Of course our answer would be, “No, decidedly and emphatically, no !" But this, though a true answer, is too short to give satisfaction. It is a bald negative, and affords no helpful reason to the honest inquirer why he should give up the notion that the souls of the Hebrew heroes are looking down from heaven upon the conduct of Christians striving to be faithful in the midst of trials. We shall, therefore, as concisely as is compatible with clearness, state our reasons for the negative answer that we have assumed to be correct.
1. We have no authority from Scripture for the use of the term “ disembodied souls.” We should not, however, ask for the ipsissima verba, the identical words, if the idea they convey were found in the Bible in any other words; but it is not. The conception of conscious souls, that once animated men, thinking, acting, speaking, watching, is common to paganism, to fiction, to poetry and theology; but holy men of God, speaking as they were moved by the Holy Spirit, never allude to it in word or thought. But surely if the idea is in harmony with truth, if it represents an existing reality, the inspired writers were the men to tell us so. They are our guides in all matters respecting the unseen, and if they have told us nothing about disembodied souls, it is a proof of loyalty on our part to the voice of Scripture to believe that they had nothing to tell. It is true that some writers have lately speculated upon “ the silence of Scripture," and have imagined it a rich mine for doctrines of which the Scripture says nothing. Of course if you make silence an oracle, forgetting the absurdity in your eagerness to establish a theory, you may teach anything; but where is the authority that makes the theory binding? Make silence a revelation, and the demand upon credulity will be enormous. But this eccentric whim must be taken for what it is worth, and that is-nothing.

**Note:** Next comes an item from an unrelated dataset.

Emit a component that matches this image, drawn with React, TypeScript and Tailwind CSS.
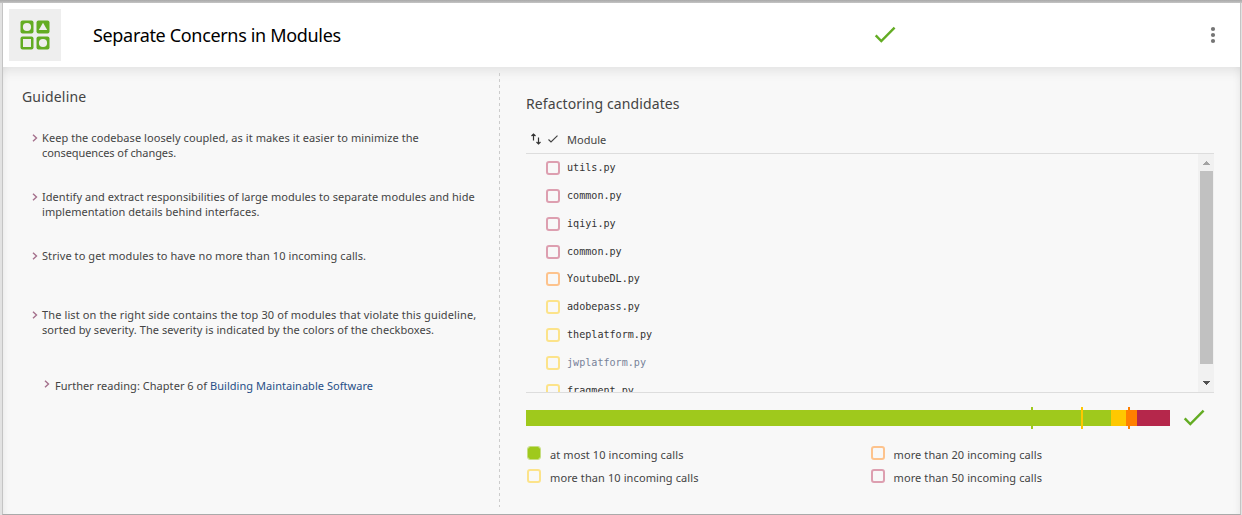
import React from "react";

const CheckMark = ({ className }: { className: string }) => (
  <svg viewBox="0 0 22 18" className={className} fill="none" stroke="currentColor">
    <path d="M1.7 9.3 L7.3 15 L20.6 1.6" strokeWidth="2.4" />
  </svg>
);

const Chevron = ({ className }: { className: string }) => (
  <svg viewBox="0 0 6 8" className={`h-2 w-1.5 shrink-0 ${className}`} fill="none" stroke="#a4708c" strokeWidth="1.4">
    <path d="M1 0.7 L4.5 4 L1 7.3" />
  </svg>
);

const ModulesIcon = () => (
  <svg viewBox="0 0 30 30" className="size-[30px]" fill="#63ac23">
    <rect x="0.5" y="0.5" width="13" height="13" rx="2" />
    <rect x="16.5" y="0.5" width="13" height="13" rx="2" />
    <rect x="0.5" y="16.5" width="13" height="13" rx="2" />
    <rect x="16.5" y="16.5" width="13" height="13" rx="2" />
    <g fill="#eee">
      <circle cx="7" cy="7" r="4.1" />
      <path d="M23 2.8 L27.2 10 H18.8 Z" />
      <rect x="3" y="19" width="8" height="8" />
      <circle cx="23" cy="23" r="4.1" />
    </g>
  </svg>
);

const guidelines = [
  [
    { text: "Keep the codebase loosely coupled, as it makes it easier to minimize the", spacing: "tracking-[0.07px]" },
    { text: "consequences of changes.", spacing: "tracking-[-0.08px]" },
  ],
  [
    { text: "Identify and extract responsibilities of large modules to separate modules and hide", spacing: "tracking-[0.05px]" },
    { text: "implementation details behind interfaces.", spacing: "tracking-[0.05px]" },
  ],
  [{ text: "Strive to get modules to have no more than 10 incoming calls.", spacing: "tracking-[0.08px]" }],
  [
    { text: "The list on the right side contains the top 30 of modules that violate this guideline,", spacing: "tracking-[0.115px]" },
    { text: "sorted by severity. The severity is indicated by the colors of the checkboxes.", spacing: "tracking-[0.055px]" },
  ],
];

const red = "border-2 border-[#dd9fb0]";
const orange = "border-2 border-[#fdc38d]";
const yellow = "border-2 border-[#fce38a]";
const green = "border border-[#c6de80] bg-[#9fc91c] bg-clip-padding";

const modules = [
  { name: "utils.py", color: red },
  { name: "common.py", color: red },
  { name: "iqiyi.py", color: red },
  { name: "common.py", color: red },
  { name: "YoutubeDL.py", color: orange },
  { name: "adobepass.py", color: yellow },
  { name: "theplatform.py", color: yellow },
  { name: "jwplatform.py", color: yellow, visited: true },
  { name: "fragment.py", color: yellow },
];

const Box = ({ color }: { color: string }) => (
  <span className={`block size-3.5 shrink-0 rounded-[3px] ${color}`} />
);

const Legend = ({ color, label }: { color: string; label: string }) => (
  <div className="flex h-[23px] items-start">
    <Box color={color} />
    <span className="mt-px ml-[9px] text-[11px] leading-4 tracking-[0.1px] whitespace-nowrap">{label}</span>
  </div>
);

export default function App() {
  return (
    <div className="h-[515px] w-[1242px] overflow-hidden bg-[#e2e2e2] font-['Noto_Sans',sans-serif] text-[#444]">
      <div className="h-[3px] bg-linear-to-b from-[#a9a9a9] to-[#c4c4c4]" />
      <div className="ml-0.5 flex h-[512px] w-[1239px] flex-col border-x border-b border-[#c4c4c4] border-b-[#aaa] bg-[#f8f8f8]">
        <header className="flex h-16 shrink-0 items-center bg-white">
          <div className="ml-1.5 flex size-[52px] items-center justify-center bg-[#eee]">
            <ModulesIcon />
          </div>
          <h1 className="ml-8 w-[781px] text-[18px] text-black">
            <span className="tracking-[-0.33px]">Separate Concerns in Modules</span>
          </h1>
          <CheckMark className="-mt-px h-[18px] w-[22px] text-[#63ac23]" />
          <svg viewBox="0 0 6 18" className="ml-[314px] h-[18px] w-1.5" fill="#757575">
            <circle cx="3" cy="3" r="2.1" />
            <circle cx="3" cy="9" r="2.1" />
            <circle cx="3" cy="15" r="2.1" />
          </svg>
        </header>
        <div className="flex flex-1 shadow-[inset_0_10px_12px_-6px_rgba(0,0,0,0.09),inset_-7px_0_8px_-6px_rgba(0,0,0,0.05),inset_7px_0_8px_-6px_rgba(0,0,0,0.05)]">
          <section className="w-[496px] pl-5">
            <h2 className="-ml-px pt-5 text-[14px] leading-5">
              <span className="tracking-[0.18px]">Guideline</span>
            </h2>
            <ul className="pt-[23px] pl-[9px] text-[11px] leading-[15px]">
              {guidelines.map((lines, i) => (
                <li key={i} className="flex h-[59px] gap-1">
                  <Chevron className="mt-1" />
                  <div>
                    {lines.map((l) => (
                      <div key={l.text} className={`whitespace-nowrap ${l.spacing}`}>{l.text}</div>
                    ))}
                  </div>
                </li>
              ))}
              <li className="mt-3 ml-3 flex gap-[5px] leading-[15px]">
                <Chevron className="mt-0.5" />
                <div className="tracking-[0.04px] whitespace-nowrap">
                  Further reading: Chapter 6 of <a className="text-[#274f87]">Building Maintainable Software</a>
                </div>
              </li>
            </ul>
          </section>
          <svg className="mt-1.5 h-[434px] w-px" viewBox="0 0 1 434">
            <path d="M0.5 0 V434" stroke="#ccc" strokeDasharray="3 3" />
          </svg>
          <section className="ml-[26px] w-[688px]">
            <h2 className="pt-[27px] text-[14px] leading-5">
              <span className="tracking-[0.1px]">Refactoring candidates</span>
            </h2>
            <div className="flex h-10 items-end border-b border-[#ddd] pb-1.5 pl-[5px]">
              <svg viewBox="0 0 10 12" className="mb-[2px] h-3 w-2.5" fill="none" stroke="#333" strokeWidth="1.2">
                <path d="M2.5 7.5 V1 M0.5 3 L2.5 1 L4.5 3 M7.5 4.5 V11 M5.5 9 L7.5 11 L9.5 9" />
              </svg>
              <svg viewBox="0 0 10 8" className="mb-1 ml-[7px] h-2 w-2.5" fill="none" stroke="#444" strokeWidth="1.2">
                <path d="M0.5 4.5 L3 7 L9.5 0.6" />
              </svg>
              <span className="ml-[9px] text-[11px] leading-[15px]">Module</span>
            </div>
            <div className="flex h-[239px] overflow-hidden border-b border-[#ddd]">
              <ul className="flex-1 pt-[7px] pl-5">
                {modules.map((m, i) => (
                  <li key={i} className="flex h-[27.85px] items-start">
                    <Box color={m.color} />
                    <span className={`-mt-px ml-[7px] font-['DejaVu_Sans_Mono',monospace] text-[10.1px] leading-[15px] ${m.visited ? "text-[#778298]" : "text-[#333]"}`}>
                      {m.name}
                    </span>
                  </li>
                ))}
              </ul>
              <div className="flex w-4 flex-col items-center bg-[#f1f1f1]">
                <svg viewBox="0 0 16 17" className="h-[17px] w-4" fill="#a3a3a3" shapeRendering="crispEdges">
                  <path d="M8.5 7 L12 11 H5 Z" />
                </svg>
                <div className="h-[193px] w-[13px] bg-[#c1c1c1]" />
                <svg viewBox="0 0 16 17" className="mt-2.5 h-[17px] w-4" fill="#505050" shapeRendering="crispEdges">
                  <path d="M5 7 H12 L8.5 11 Z" />
                </svg>
              </div>
            </div>
            <div className="mt-[13px] flex h-[23px] items-center">
              <svg viewBox="0 0 644 22" className="h-[22px] w-[644px] shrink-0" shapeRendering="crispEdges">
                <path d="M0 3H585V19H0Z M505 0H507V22H505Z" fill="#9fc91c" />
                <path d="M585 3H600V19H585Z M555 0H557V22H555Z" fill="#ffc800" />
                <path d="M600 3H611V19H600Z M602 0H604V22H602Z" fill="#ff8000" />
                <path d="M611 3H644V19H611Z" fill="#b5274b" />
              </svg>
              <CheckMark className="ml-[13px] h-[18px] w-[22px] text-[#63ac23]" />
            </div>
            <div className="mt-[17px] grid grid-cols-2 pl-px">
              <Legend color={green} label="at most 10 incoming calls" />
              <Legend color={orange} label="more than 20 incoming calls" />
              <Legend color={yellow} label="more than 10 incoming calls" />
              <Legend color={red} label="more than 50 incoming calls" />
            </div>
          </section>
        </div>
      </div>
    </div>
  );
}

The word soul, or souls, occurs in the Bible five hundred times, and in this vast number of instances there are only two that can possibly suggest the idea of intelligent existence apart from the body, and on examination the suggestion is seen to be merely superficial, the passages being highly symbolical, whilst the actual doctrine at the heart of the symbol strengthens the position that we have no authority in Scripture for the use of the term " disembodied souls."
2. The eleventh of Hebrews opens by telling us that "faith is the confidence of things hoped for, the evidence of things not seen,' and closes by saying, “ These all having obtained a good report through faith, received not the promise; God having provided some better thing for us, that they without us should not be made perfect." These two sentences make it quite certain that the next
” sentence (xii. 1) cannot possibly bear the interpretation of human souls in heaven witnessing the conduct of men upon the earth. Besides, resurrection runs through the chapter as the hope of these Hebrew saints, and not the rapture of their souls to heaven with all their faculties of thought and observation complete. No doubt you will find this doctrine in ecclesiastical creeds and catechisms, poisoned by the leaven of an unsuspected paganism, but the writer of the Epistle to the Hebrews and his illustrious countrymen whom he places in his picture gallery, knew nothing of it. These brave men witnessed for God; but who witnessed their fidelity to conviction, their loyalty to revealed truth, their consecration to God ?
3. The answer is, Their enemies, persecutors, murderers.